Work to complete — Below is a listing to write out in full, exactly as given, without its pictures.
((
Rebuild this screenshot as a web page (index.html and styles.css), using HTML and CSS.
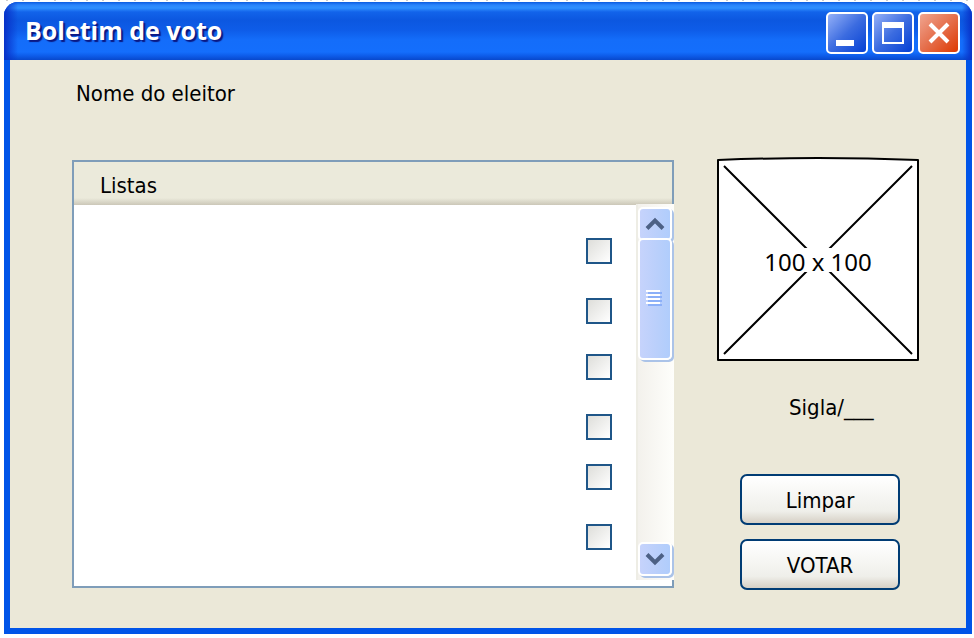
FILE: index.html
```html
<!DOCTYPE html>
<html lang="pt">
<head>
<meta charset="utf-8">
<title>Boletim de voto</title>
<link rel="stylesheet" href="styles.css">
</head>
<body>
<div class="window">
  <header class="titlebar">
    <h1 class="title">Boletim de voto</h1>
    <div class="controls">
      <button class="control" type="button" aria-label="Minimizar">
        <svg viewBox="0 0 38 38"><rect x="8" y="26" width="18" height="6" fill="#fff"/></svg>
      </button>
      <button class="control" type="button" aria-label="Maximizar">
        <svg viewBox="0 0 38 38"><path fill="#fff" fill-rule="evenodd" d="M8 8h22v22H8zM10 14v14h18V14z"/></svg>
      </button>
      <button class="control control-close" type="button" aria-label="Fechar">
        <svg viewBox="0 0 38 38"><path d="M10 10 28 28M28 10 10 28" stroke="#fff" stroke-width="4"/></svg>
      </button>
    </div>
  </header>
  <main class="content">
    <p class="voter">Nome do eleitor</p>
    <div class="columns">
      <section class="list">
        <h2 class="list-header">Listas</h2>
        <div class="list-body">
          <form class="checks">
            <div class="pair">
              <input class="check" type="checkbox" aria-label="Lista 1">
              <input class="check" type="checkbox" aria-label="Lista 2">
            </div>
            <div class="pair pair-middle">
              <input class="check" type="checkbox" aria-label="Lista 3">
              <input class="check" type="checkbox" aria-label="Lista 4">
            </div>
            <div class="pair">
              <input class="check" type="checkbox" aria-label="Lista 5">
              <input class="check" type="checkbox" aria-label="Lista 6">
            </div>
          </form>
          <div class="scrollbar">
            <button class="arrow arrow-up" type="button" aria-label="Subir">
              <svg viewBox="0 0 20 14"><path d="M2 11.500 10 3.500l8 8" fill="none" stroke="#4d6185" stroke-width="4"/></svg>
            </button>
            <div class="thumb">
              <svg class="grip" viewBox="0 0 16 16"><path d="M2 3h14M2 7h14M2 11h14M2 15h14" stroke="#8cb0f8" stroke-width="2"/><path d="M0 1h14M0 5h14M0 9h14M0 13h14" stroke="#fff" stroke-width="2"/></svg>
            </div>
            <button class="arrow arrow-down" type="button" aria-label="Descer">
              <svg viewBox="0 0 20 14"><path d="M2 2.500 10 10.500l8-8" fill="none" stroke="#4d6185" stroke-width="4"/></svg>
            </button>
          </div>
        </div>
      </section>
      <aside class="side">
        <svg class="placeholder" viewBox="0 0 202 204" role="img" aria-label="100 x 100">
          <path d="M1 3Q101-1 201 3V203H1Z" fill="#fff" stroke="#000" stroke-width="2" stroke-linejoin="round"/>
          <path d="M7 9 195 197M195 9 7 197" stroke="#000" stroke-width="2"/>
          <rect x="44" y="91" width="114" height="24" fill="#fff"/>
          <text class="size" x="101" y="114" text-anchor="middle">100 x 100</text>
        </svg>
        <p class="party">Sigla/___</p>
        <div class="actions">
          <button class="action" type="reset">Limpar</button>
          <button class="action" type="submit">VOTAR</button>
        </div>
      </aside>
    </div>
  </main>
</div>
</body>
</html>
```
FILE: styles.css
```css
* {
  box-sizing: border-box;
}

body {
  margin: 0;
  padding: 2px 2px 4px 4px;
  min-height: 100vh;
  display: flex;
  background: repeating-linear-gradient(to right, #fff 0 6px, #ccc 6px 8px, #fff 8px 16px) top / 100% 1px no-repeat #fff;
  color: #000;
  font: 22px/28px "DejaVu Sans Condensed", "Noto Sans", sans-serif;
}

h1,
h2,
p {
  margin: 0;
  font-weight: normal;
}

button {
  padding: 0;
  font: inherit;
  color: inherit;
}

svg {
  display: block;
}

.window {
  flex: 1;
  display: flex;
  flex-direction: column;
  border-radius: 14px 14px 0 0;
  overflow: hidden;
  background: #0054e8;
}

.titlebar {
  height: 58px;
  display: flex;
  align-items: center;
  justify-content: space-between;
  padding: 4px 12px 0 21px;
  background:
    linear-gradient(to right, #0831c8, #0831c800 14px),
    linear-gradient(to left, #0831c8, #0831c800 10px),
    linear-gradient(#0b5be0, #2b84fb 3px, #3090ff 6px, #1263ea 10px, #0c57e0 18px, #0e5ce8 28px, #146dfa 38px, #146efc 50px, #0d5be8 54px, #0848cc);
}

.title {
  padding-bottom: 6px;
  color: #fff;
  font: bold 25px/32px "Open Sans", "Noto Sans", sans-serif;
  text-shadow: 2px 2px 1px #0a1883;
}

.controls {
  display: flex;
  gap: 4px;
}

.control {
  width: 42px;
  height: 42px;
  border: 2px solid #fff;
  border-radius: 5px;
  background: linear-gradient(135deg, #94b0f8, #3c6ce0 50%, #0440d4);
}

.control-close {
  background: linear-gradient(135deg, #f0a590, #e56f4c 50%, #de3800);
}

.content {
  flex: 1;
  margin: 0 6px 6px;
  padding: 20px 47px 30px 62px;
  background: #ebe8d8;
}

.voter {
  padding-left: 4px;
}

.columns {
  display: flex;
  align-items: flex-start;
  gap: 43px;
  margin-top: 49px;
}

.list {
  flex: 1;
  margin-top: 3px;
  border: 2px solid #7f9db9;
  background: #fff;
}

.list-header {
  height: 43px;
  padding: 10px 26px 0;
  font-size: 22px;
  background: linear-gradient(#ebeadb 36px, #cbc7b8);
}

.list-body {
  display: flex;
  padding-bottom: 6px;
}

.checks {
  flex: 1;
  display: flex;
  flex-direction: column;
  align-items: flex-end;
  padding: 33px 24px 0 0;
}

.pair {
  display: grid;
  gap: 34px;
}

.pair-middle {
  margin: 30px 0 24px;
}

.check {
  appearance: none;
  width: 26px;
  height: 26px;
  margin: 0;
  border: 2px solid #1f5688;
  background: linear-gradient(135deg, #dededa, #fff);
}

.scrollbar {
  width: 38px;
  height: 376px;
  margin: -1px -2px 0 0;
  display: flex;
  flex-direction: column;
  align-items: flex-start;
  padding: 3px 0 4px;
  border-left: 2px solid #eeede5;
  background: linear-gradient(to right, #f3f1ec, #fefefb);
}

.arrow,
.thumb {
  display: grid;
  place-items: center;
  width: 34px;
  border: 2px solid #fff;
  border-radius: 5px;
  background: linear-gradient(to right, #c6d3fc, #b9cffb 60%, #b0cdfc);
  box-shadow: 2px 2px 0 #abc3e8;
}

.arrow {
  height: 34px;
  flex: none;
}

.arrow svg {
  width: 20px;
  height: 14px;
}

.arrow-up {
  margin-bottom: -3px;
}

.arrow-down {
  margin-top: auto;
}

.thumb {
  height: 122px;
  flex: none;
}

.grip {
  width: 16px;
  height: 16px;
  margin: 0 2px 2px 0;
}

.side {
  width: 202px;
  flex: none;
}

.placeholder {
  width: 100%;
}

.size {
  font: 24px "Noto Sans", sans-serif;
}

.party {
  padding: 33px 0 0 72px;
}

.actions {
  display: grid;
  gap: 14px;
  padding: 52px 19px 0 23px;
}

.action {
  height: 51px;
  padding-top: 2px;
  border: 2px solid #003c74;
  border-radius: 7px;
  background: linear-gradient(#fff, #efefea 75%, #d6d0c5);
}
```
))
Written response —
Rebuild this screenshot as a web page (index.html and styles.css), using HTML and CSS.
FILE: index.html
```html
<!DOCTYPE html>
<html lang="pt">
<head>
<meta charset="utf-8">
<title>Boletim de voto</title>
<link rel="stylesheet" href="styles.css">
</head>
<body>
<div class="window">
  <header class="titlebar">
    <h1 class="title">Boletim de voto</h1>
    <div class="controls">
      <button class="control" type="button" aria-label="Minimizar">
        <svg viewBox="0 0 38 38"><rect x="8" y="26" width="18" height="6" fill="#fff"/></svg>
      </button>
      <button class="control" type="button" aria-label="Maximizar">
        <svg viewBox="0 0 38 38"><path fill="#fff" fill-rule="evenodd" d="M8 8h22v22H8zM10 14v14h18V14z"/></svg>
      </button>
      <button class="control control-close" type="button" aria-label="Fechar">
        <svg viewBox="0 0 38 38"><path d="M10 10 28 28M28 10 10 28" stroke="#fff" stroke-width="4"/></svg>
      </button>
    </div>
  </header>
  <main class="content">
    <p class="voter">Nome do eleitor</p>
    <div class="columns">
      <section class="list">
        <h2 class="list-header">Listas</h2>
        <div class="list-body">
          <form class="checks">
            <div class="pair">
              <input class="check" type="checkbox" aria-label="Lista 1">
              <input class="check" type="checkbox" aria-label="Lista 2">
            </div>
            <div class="pair pair-middle">
              <input class="check" type="checkbox" aria-label="Lista 3">
              <input class="check" type="checkbox" aria-label="Lista 4">
            </div>
            <div class="pair">
              <input class="check" type="checkbox" aria-label="Lista 5">
              <input class="check" type="checkbox" aria-label="Lista 6">
            </div>
          </form>
          <div class="scrollbar">
            <button class="arrow arrow-up" type="button" aria-label="Subir">
              <svg viewBox="0 0 20 14"><path d="M2 11.500 10 3.500l8 8" fill="none" stroke="#4d6185" stroke-width="4"/></svg>
            </button>
            <div class="thumb">
              <svg class="grip" viewBox="0 0 16 16"><path d="M2 3h14M2 7h14M2 11h14M2 15h14" stroke="#8cb0f8" stroke-width="2"/><path d="M0 1h14M0 5h14M0 9h14M0 13h14" stroke="#fff" stroke-width="2"/></svg>
            </div>
            <button class="arrow arrow-down" type="button" aria-label="Descer">
              <svg viewBox="0 0 20 14"><path d="M2 2.500 10 10.500l8-8" fill="none" stroke="#4d6185" stroke-width="4"/></svg>
            </button>
          </div>
        </div>
      </section>
      <aside class="side">
        <svg class="placeholder" viewBox="0 0 202 204" role="img" aria-label="100 x 100">
          <path d="M1 3Q101-1 201 3V203H1Z" fill="#fff" stroke="#000" stroke-width="2" stroke-linejoin="round"/>
          <path d="M7 9 195 197M195 9 7 197" stroke="#000" stroke-width="2"/>
          <rect x="44" y="91" width="114" height="24" fill="#fff"/>
          <text class="size" x="101" y="114" text-anchor="middle">100 x 100</text>
        </svg>
        <p class="party">Sigla/___</p>
        <div class="actions">
          <button class="action" type="reset">Limpar</button>
          <button class="action" type="submit">VOTAR</button>
        </div>
      </aside>
    </div>
  </main>
</div>
</body>
</html>
```
FILE: styles.css
```css
* {
  box-sizing: border-box;
}

body {
  margin: 0;
  padding: 2px 2px 4px 4px;
  min-height: 100vh;
  display: flex;
  background: repeating-linear-gradient(to right, #fff 0 6px, #ccc 6px 8px, #fff 8px 16px) top / 100% 1px no-repeat #fff;
  color: #000;
  font: 22px/28px "DejaVu Sans Condensed", "Noto Sans", sans-serif;
}

h1,
h2,
p {
  margin: 0;
  font-weight: normal;
}

button {
  padding: 0;
  font: inherit;
  color: inherit;
}

svg {
  display: block;
}

.window {
  flex: 1;
  display: flex;
  flex-direction: column;
  border-radius: 14px 14px 0 0;
  overflow: hidden;
  background: #0054e8;
}

.titlebar {
  height: 58px;
  display: flex;
  align-items: center;
  justify-content: space-between;
  padding: 4px 12px 0 21px;
  background:
    linear-gradient(to right, #0831c8, #0831c800 14px),
    linear-gradient(to left, #0831c8, #0831c800 10px),
    linear-gradient(#0b5be0, #2b84fb 3px, #3090ff 6px, #1263ea 10px, #0c57e0 18px, #0e5ce8 28px, #146dfa 38px, #146efc 50px, #0d5be8 54px, #0848cc);
}

.title {
  padding-bottom: 6px;
  color: #fff;
  font: bold 25px/32px "Open Sans", "Noto Sans", sans-serif;
  text-shadow: 2px 2px 1px #0a1883;
}

.controls {
  display: flex;
  gap: 4px;
}

.control {
  width: 42px;
  height: 42px;
  border: 2px solid #fff;
  border-radius: 5px;
  background: linear-gradient(135deg, #94b0f8, #3c6ce0 50%, #0440d4);
}

.control-close {
  background: linear-gradient(135deg, #f0a590, #e56f4c 50%, #de3800);
}

.content {
  flex: 1;
  margin: 0 6px 6px;
  padding: 20px 47px 30px 62px;
  background: #ebe8d8;
}

.voter {
  padding-left: 4px;
}

.columns {
  display: flex;
  align-items: flex-start;
  gap: 43px;
  margin-top: 49px;
}

.list {
  flex: 1;
  margin-top: 3px;
  border: 2px solid #7f9db9;
  background: #fff;
}

.list-header {
  height: 43px;
  padding: 10px 26px 0;
  font-size: 22px;
  background: linear-gradient(#ebeadb 36px, #cbc7b8);
}

.list-body {
  display: flex;
  padding-bottom: 6px;
}

.checks {
  flex: 1;
  display: flex;
  flex-direction: column;
  align-items: flex-end;
  padding: 33px 24px 0 0;
}

.pair {
  display: grid;
  gap: 34px;
}

.pair-middle {
  margin: 30px 0 24px;
}

.check {
  appearance: none;
  width: 26px;
  height: 26px;
  margin: 0;
  border: 2px solid #1f5688;
  background: linear-gradient(135deg, #dededa, #fff);
}

.scrollbar {
  width: 38px;
  height: 376px;
  margin: -1px -2px 0 0;
  display: flex;
  flex-direction: column;
  align-items: flex-start;
  padding: 3px 0 4px;
  border-left: 2px solid #eeede5;
  background: linear-gradient(to right, #f3f1ec, #fefefb);
}

.arrow,
.thumb {
  display: grid;
  place-items: center;
  width: 34px;
  border: 2px solid #fff;
  border-radius: 5px;
  background: linear-gradient(to right, #c6d3fc, #b9cffb 60%, #b0cdfc);
  box-shadow: 2px 2px 0 #abc3e8;
}

.arrow {
  height: 34px;
  flex: none;
}

.arrow svg {
  width: 20px;
  height: 14px;
}

.arrow-up {
  margin-bottom: -3px;
}

.arrow-down {
  margin-top: auto;
}

.thumb {
  height: 122px;
  flex: none;
}

.grip {
  width: 16px;
  height: 16px;
  margin: 0 2px 2px 0;
}

.side {
  width: 202px;
  flex: none;
}

.placeholder {
  width: 100%;
}

.size {
  font: 24px "Noto Sans", sans-serif;
}

.party {
  padding: 33px 0 0 72px;
}

.actions {
  display: grid;
  gap: 14px;
  padding: 52px 19px 0 23px;
}

.action {
  height: 51px;
  padding-top: 2px;
  border: 2px solid #003c74;
  border-radius: 7px;
  background: linear-gradient(#fff, #efefea 75%, #d6d0c5);
}
```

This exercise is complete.